I am glad you posted the pictures-my son has his wrist flipped the opposite direction of the pitchers in those pictures. He does it more often with his fielding now than with pitching.


#5

When you say your son’s “wrist flipped in the opposite direction”, do you mean that his fingers are pointing up?

I’m not sure of the hand/wrist configuration that you’re describing, but if you could post a picture, it would help.

On the other hand if what’s here is good enough and satisfies what you’re looking for, then I guess this can stand as-is.


#6

My 12 year old bends his wrist big time. Been working on how to fix it, and he just can’t grasp it to do it right. Been working on it for 2 years now to fix it. Any suggestions?

At least I think that’s the thing that makes his throwing motion look so unconventional.

Love some feedback!


#7

The answer is the same today

nccy,

“ When in his power position and the ball pointing at the shortstop, his wrist is bent (extension) 90 degrees to the forearm.

This is where it ultimately ends up, no matter how you start your shortening sequence.
In order to flex the wrist powerfully during the shortening phase, you must attain extension in the wrist during the lengthening phase. If you take it back nominally positioned, the forwards force of the pitch bends the back involuntarily any ways, just not with as much acceleration starting length.

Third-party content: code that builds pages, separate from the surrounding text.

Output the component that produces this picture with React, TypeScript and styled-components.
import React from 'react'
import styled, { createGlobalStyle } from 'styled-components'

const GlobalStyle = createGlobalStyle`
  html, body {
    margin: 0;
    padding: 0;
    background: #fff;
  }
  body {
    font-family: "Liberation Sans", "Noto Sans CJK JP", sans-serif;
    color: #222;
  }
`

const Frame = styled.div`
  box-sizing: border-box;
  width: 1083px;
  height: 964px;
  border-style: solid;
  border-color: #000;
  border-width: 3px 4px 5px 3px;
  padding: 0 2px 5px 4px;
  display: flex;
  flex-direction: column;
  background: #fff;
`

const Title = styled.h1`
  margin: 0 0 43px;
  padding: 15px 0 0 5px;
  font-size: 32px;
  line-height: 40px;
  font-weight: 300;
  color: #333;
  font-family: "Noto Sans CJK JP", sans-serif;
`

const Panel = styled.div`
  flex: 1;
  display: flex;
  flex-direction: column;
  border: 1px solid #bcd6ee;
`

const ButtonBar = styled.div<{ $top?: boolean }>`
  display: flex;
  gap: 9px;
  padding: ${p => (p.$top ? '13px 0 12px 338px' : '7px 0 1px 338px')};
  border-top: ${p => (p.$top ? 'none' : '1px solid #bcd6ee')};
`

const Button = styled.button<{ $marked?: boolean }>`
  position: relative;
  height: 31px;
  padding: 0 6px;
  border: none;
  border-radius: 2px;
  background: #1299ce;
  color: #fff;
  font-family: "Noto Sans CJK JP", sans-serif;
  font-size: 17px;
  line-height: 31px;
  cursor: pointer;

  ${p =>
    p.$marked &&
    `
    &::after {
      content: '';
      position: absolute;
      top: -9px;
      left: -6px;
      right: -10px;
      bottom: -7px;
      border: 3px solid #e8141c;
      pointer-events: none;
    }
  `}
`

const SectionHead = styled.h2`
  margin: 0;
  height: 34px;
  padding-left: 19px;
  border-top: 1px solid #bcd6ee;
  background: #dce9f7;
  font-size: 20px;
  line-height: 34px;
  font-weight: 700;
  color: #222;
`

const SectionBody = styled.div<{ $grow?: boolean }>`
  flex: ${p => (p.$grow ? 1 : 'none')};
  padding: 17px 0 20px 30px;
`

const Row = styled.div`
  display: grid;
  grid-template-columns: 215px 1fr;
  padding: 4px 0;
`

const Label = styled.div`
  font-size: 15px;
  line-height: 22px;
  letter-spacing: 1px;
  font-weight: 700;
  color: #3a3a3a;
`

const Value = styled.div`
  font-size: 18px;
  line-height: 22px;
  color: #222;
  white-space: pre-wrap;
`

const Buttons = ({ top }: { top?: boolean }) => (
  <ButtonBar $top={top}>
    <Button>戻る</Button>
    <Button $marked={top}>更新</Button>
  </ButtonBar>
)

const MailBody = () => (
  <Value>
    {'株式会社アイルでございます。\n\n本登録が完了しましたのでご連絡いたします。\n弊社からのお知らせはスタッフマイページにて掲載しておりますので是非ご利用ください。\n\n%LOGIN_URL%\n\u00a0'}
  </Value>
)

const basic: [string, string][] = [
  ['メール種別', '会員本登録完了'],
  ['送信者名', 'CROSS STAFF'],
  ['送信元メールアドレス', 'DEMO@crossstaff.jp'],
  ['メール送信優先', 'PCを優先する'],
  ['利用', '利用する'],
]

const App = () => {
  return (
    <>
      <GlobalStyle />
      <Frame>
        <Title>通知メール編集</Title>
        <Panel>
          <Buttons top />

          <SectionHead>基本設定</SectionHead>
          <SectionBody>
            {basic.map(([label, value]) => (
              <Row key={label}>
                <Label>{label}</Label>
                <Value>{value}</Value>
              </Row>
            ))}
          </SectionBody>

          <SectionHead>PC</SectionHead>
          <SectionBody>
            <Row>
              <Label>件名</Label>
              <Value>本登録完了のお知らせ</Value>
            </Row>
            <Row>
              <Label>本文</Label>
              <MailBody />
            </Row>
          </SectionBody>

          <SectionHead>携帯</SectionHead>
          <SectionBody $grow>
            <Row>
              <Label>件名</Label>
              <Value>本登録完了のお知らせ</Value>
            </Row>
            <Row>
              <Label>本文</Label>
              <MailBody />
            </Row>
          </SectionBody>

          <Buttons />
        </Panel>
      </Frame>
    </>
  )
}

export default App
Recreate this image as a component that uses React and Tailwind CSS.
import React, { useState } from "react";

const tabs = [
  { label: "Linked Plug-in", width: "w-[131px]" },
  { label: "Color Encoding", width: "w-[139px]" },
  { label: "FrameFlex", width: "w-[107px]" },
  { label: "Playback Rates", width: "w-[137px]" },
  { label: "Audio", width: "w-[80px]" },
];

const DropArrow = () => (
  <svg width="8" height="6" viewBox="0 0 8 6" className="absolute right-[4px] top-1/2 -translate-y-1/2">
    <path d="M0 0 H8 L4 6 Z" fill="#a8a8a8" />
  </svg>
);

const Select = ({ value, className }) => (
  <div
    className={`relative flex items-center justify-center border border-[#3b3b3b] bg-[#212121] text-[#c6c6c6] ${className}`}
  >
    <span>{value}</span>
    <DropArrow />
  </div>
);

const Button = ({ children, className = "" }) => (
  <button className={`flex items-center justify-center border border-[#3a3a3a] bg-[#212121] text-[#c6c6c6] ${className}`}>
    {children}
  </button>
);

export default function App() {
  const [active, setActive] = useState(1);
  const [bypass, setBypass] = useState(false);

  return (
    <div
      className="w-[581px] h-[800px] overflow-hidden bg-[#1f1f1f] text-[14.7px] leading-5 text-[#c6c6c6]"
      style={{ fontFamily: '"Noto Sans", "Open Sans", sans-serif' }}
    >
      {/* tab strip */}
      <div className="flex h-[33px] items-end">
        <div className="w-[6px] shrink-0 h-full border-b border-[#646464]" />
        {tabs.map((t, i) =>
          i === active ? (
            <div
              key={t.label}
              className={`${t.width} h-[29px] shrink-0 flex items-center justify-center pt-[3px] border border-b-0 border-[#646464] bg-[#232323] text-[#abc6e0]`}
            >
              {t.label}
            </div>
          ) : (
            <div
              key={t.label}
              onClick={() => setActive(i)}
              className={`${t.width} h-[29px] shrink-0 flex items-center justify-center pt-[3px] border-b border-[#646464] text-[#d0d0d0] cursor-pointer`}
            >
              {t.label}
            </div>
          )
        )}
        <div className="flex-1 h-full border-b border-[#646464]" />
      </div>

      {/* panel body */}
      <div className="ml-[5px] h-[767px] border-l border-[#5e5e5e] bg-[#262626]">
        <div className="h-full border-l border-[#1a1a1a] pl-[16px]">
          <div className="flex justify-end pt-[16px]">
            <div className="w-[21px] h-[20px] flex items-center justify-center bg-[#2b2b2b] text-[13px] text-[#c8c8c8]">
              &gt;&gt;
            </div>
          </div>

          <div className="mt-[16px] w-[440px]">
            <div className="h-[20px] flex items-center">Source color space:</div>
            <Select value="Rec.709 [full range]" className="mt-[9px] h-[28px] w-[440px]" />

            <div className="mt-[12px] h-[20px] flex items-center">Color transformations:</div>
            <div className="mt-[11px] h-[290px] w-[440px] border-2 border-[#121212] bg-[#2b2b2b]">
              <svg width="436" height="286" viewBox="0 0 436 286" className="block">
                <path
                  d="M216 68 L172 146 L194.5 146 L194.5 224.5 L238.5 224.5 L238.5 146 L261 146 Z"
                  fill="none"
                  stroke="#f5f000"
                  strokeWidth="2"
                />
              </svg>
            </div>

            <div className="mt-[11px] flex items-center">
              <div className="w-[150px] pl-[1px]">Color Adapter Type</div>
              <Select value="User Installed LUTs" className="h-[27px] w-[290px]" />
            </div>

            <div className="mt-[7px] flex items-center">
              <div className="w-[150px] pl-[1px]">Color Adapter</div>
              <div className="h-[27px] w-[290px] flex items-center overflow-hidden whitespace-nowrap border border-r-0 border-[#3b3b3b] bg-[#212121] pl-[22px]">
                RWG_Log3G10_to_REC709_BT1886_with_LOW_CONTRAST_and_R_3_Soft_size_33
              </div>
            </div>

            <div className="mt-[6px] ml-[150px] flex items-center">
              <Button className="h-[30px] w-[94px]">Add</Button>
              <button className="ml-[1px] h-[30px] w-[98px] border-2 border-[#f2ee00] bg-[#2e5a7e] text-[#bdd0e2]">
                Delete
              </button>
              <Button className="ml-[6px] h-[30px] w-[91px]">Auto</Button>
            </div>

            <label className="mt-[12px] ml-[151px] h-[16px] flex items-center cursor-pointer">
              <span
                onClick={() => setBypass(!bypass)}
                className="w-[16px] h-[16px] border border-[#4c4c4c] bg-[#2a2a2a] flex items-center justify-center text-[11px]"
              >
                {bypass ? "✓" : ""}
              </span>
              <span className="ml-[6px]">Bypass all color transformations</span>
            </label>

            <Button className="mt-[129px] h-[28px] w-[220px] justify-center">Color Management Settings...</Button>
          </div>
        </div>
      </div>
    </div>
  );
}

He fields/throws this way as well.”

It takes time usually to get kids to do this, it’s one of the velocity adders and the crack at the end of the whip.

“He is very accurate but a velocity reducer?

No, this is a velocity adder

“A problem?”

Only with kids who are static with the their arrival and less than nominally extended.

Tydowns

Been working on how to fix it

Fix what? This is pretty much what occurs intuitively on all 3 fast balls types whether forearm pronated or supinated.

“he just can’t grasp it to do it right.”

Good for him, he’s a feeler. What is right according to what you have learned?

“ Been working on it for 2 years now to fix it. Any suggestions?”

Ya, let it go and teach him on off speed each pitch has a different hand orientation depending on lateral movement intent. All fast balls should be launched from full extension.

“At least I think that’s the thing that makes his throwing motion look so unconventional.
Love some feedback!”

You need to teach him how to follow his throws with 175 degrees of body rotation, so that his arm will recover back in line with his shoulders so that his recovery is not eccentrically (lengthening while contracting) pathomechanical. This will give him more rotational acceleration length right when they need it.